ACK – Acknowledgment packet

If the command and CMD packet are properly configured (structure and checksum) and an additional CMD_EXT packet needs to be sent, the device will answer with an ACK packet.

ERR – Error packet

If an error occurred, the device will answer with the ERR packet. Some commands can return the ERR_EXT set. In that case, the ERR_EXT packet comes immediately after the ERR packet.

RSP – Response packet

If a properly configured CMD or CMD_EXT packet is sent, the device will answer with RSP or RSP_EXT packet, which depends on the command issued. For example, if CMD needs an answer which is short enough for the RSP packet, there will be no RSP_EXT packet. Otherwise, if CMD or CMD_EXT needs an answer with more bytes, RSP_EXT will come immediately after the RSP packet. A common situation is when reading data with the LinearRead command, where the device will answer with a row of card data bytes.

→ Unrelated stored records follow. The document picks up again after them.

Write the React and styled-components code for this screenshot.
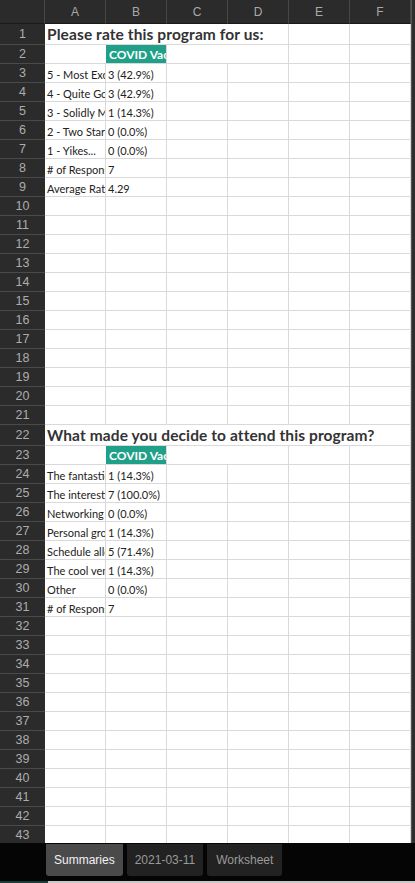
import React from 'react';
import styled, { createGlobalStyle, css } from 'styled-components';

const Global = createGlobalStyle`
  html, body { margin: 0; padding: 0; background: #050505; }
  body { font-family: Lato, "Liberation Sans", sans-serif; }
`;

const Screen = styled.div`
  width: 415px;
  height: 883px;
  display: flex;
  flex-direction: column;
  background: #050505;
  overflow: hidden;
`;

const Sheet = styled.div`
  display: flex;
  height: 843px;
  overflow: hidden;
`;

const Grid = styled.div`
  width: 411px;
  display: flex;
  flex-direction: column;
  background: #fff;
`;

const ScrollStrip = styled.div`
  width: 4px;
  background: #2e2e2e;
  border-left: 1px solid #555;
`;

const Row = styled.div`
  display: grid;
  grid-template-columns: 45px repeat(6, 61px);
  height: ${p => p.h}px;
  flex: none;
`;

const ColHead = styled.div`
  background: #2b2b2b;
  color: #a9a9a9;
  font-family: "Liberation Sans", Arial, sans-serif;
  font-size: 12px;
  display: flex;
  align-items: center;
  justify-content: center;
  border-right: 1px solid #474747;
  border-bottom: 1px solid #1a1a1a;
  box-sizing: border-box;
`;

const RowHead = styled.div`
  background: #2b2b2b;
  color: #adadad;
  font-family: "Liberation Sans", Arial, sans-serif;
  font-size: 12.5px;
  display: flex;
  align-items: center;
  justify-content: center;
  border-bottom: 1px solid #4a4a4a;
  box-sizing: border-box;
`;

const Cell = styled.div`
  box-sizing: border-box;
  border-bottom: 1px solid #d9d9d9;
  border-right: ${p => (p.open ? 'none' : '1px solid #d9d9d9')};
  font-size: 11px;
  color: #222;
  white-space: nowrap;
  overflow: ${p => (p.spill ? 'visible' : 'hidden')};
  display: flex;
  align-items: flex-end;
  padding: 0 0 1px 2px;
  position: relative;
  z-index: ${p => (p.spill ? 1 : 0)};
  ${p =>
    p.teal &&
    css`
      background: #21a089;
      color: #fff;
      font-weight: 700;
      font-size: 12px;
      padding-left: 3px;
    `}
`;

const Title = styled.span`
  font-size: 15.5px;
  font-weight: 700;
  color: #333;
  letter-spacing: 0.1px;
`;

const TabBar = styled.div`
  flex: 1;
  display: flex;
  flex-direction: column;
`;

const Tabs = styled.div`
  display: flex;
  gap: 4px;
  padding: 1px 0 0 46px;
  height: 33px;
`;

const Tab = styled.div`
  height: 32px;
  box-sizing: border-box;
  padding: 0 ${p => p.pad}px;
  display: flex;
  align-items: center;
  border-radius: 0 0 3px 3px;
  font-family: "Liberation Sans", Arial, sans-serif;
  font-size: 12px;
  background: ${p => (p.active ? '#4a4a4a' : '#222')};
  color: ${p => (p.active ? '#f2f2f2' : '#9a9a9a')};
`;

const BottomEdge = styled.div`
  margin-top: auto;
  height: 2px;
  display: flex;
`;

const EdgePart = styled.div`
  width: ${p => p.w}px;
  flex: ${p => (p.w ? 'none' : 1)};
  background: ${p => p.c};
`;

const cols = ['A', 'B', 'C', 'D', 'E', 'F'];

const rows = {
  1: { title: 'Please rate this program for us:', h: 21 },
  2: { header: true },
  3: ['5 - Most Excellent', '3 (42.9%)'],
  4: ['4 - Quite Good', '3 (42.9%)'],
  5: ['3 - Solidly Meh', '1 (14.3%)'],
  6: ['2 - Two Stars', '0 (0.0%)'],
  7: ['1 - Yikes...', '0 (0.0%)'],
  8: ['# of Responses', '7'],
  9: ['Average Rating', '4.29'],
  22: { title: 'What made you decide to attend this program?', h: 21 },
  23: { header: true },
  24: ['The fantastic speakers', '1 (14.3%)'],
  25: ['The interesting topic', '7 (100.0%)'],
  26: ['Networking with peers', '0 (0.0%)'],
  27: ['Personal growth', '1 (14.3%)'],
  28: ['Schedule allowed it', '5 (71.4%)'],
  29: ['The cool venue', '1 (14.3%)'],
  30: ['Other', '0 (0.0%)'],
  31: ['# of Responses', '7'],
};

function SheetRow({ n }) {
  const r = rows[n];
  if (r && r.title) {
    return (
      <Row h={r.h}>
        <RowHead>{n}</RowHead>
        <Cell open spill>
          <Title>{r.title}</Title>
        </Cell>
        <Cell open />
        <Cell open />
        <Cell open={n === 22} />
        <Cell open={n === 22} />
        <Cell />
      </Row>
    );
  }
  if (r && r.header) {
    return (
      <Row h={19}>
        <RowHead>{n}</RowHead>
        <Cell open />
        <Cell teal>COVID Vaccine</Cell>
        <Cell open />
        <Cell />
        <Cell />
        <Cell />
      </Row>
    );
  }
  return (
    <Row h={19}>
      <RowHead>{n}</RowHead>
      {cols.map((c, i) => (
        <Cell key={c}>{Array.isArray(r) ? r[i] : null}</Cell>
      ))}
    </Row>
  );
}

export default function App() {
  return (
    <Screen>
      <Global />
      <Sheet>
        <Grid>
          <Row h={24}>
            <ColHead />
            {cols.map(c => (
              <ColHead key={c}>{c}</ColHead>
            ))}
          </Row>
          {Array.from({ length: 43 }, (_, i) => (
            <SheetRow key={i} n={i + 1} />
          ))}
        </Grid>
        <ScrollStrip />
      </Sheet>
      <TabBar>
        <Tabs>
          <Tab active pad={8}>Summaries</Tab>
          <Tab pad={8}>2021-03-11</Tab>
          <Tab pad={9}>Worksheet</Tab>
        </Tabs>
        <BottomEdge>
          <EdgePart w={48} c="#1d3b3a" />
          <EdgePart c="#c8c8c8" />
        </BottomEdge>
      </TabBar>
    </Screen>
  );
}
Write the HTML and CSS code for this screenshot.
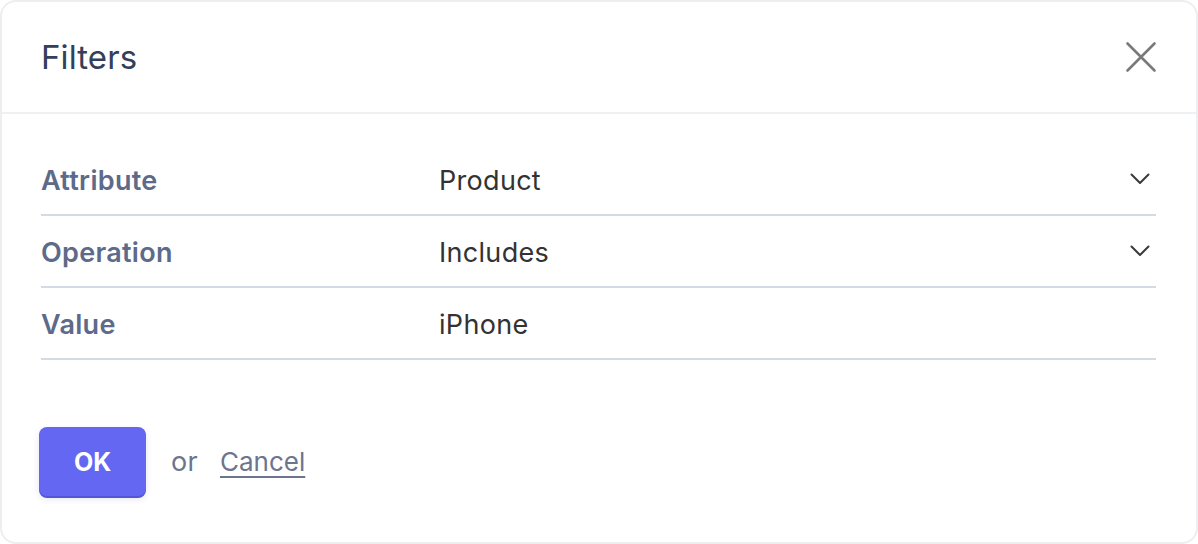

ACK – Acknowledgment packet #

ACK packet has the following structure:

ACK packet has the following structure:

ACP packet structure

Byte 1 Byte 2 Byte 3 Byte 4 Byte 5 Byte 6 Byte 7
ACK_HEADER CMD_CODE CMD_TRAILER Irrelevant, not used in ACK packet CHECKSUM

 

  • Byte 1: ACK_HEADER as defined in Table1.Communication constants, 0x55
  • Byte 2: CMD_CODE as defined in Table2. CMD_CODE values. Device ACKnowledges that the previous command is properly sent
  • Byte 3: ACK_HEADER as defined in Table1.Communication constants, 0x55
  • Byte 4: Byte 5, Byte 6: Not used in ACK packet, values are 0x00
  • Byte 7: CHECKSUM – Checksum of Bytes 1 to 6 as explained above

ERR – error packet #

ERR packet has the following structure:

Mandatory 7-byte ERR

Byte 1 Byte 2 Byte 3 Byte 4 Byte 5 Byte 6 Byte 7
ERR_HEADER ERROR_CODE ERR_TRAILER ERR_EXT_Length Err_Val0 Err_Val1  CHECKSUM

 

  • Byte 1: ERR_HEADER as defined in Table1.Communication constants, 0xEC
  • Byte 2: ERR_CODE as defined in Table3. ERROR CODES.
  • Byte 3: ERR_TRAILER as defined in Table1.Communication constants, 0xCE
  • Byte 4: If ERR_EXT exists, this byte contains the length of the ERR_EXT packet (including ERR_EXT checksum)
  • Byte 5: Possible additional info on error can be defined in ERR_Val0
  • Byte 6: Possible additional info on error can be defined in ERR_Val1
  • Byte 7: CHECKSUM – Checksum of Bytes 1 to 6 as explained above

ERR_EXT and has the following structure:

 

ERR_EXT packet structure
Byte 1 .. Byte N Byte N+1
Error bytes 1 to N ERR_EXT_CHECKSUM

 

  • Byte 1: First Byte of ERR_EXT
  • Byte N: N-nth Byte of ERR_EXT
  • Byte N+1: ERR_EXT_CHECKSUM, checksum of Bytes 1 to N, calculated as explained earlier.

 

RSP – response packet #

RSP packet has the following structure:

Mandatory 7-byte RSP

Byte 1 Byte 2 Byte 3 Byte 4 Byte 5 Byte 6 Byte 7
 RSP_HEADER  CMD_CODE  RSP_TRAILER  RSP_EX_length  RSP_Val0  RSP_Val1   CHECKSUM

 

  • Byte 1: RSP_HEADER as defined in Table1.Communication constants, 0xED
  • Byte 2: CMD_CODE as defined in Table2. CMD_CODE values
  • Byte 3: ERR_TRAILER as defined in Table1.Communication constants, 0xDE
  • Byte 4: If RSP_EXT exists, this byte contains the length of the RSP_EXT packet (including RSP_EXT checksum)
  • Byte 5: Possible additional info on RESPONSE can be defined in RSP_Val0
  • Byte 6: Possible additional info on RESPONSE can be defined in RSP_Val1
  • Byte 7: CHECKSUM – Checksum of Bytes 1 to 6 as explained above.

t

RSP_EXT packet structure
Byte 1 .. Byte N Byte N+1
RSP bytes 1 to N RSP_EXT_CHECKSUM

 

  • Byte 1: First Byte of RSP_EXT
  • Byte N: N-nth Byte of RSP_EXT
  • Byte N+1: RSP_EXT_CHECKSUM, checksum of Bytes 1 to N, calculated as explained earlier.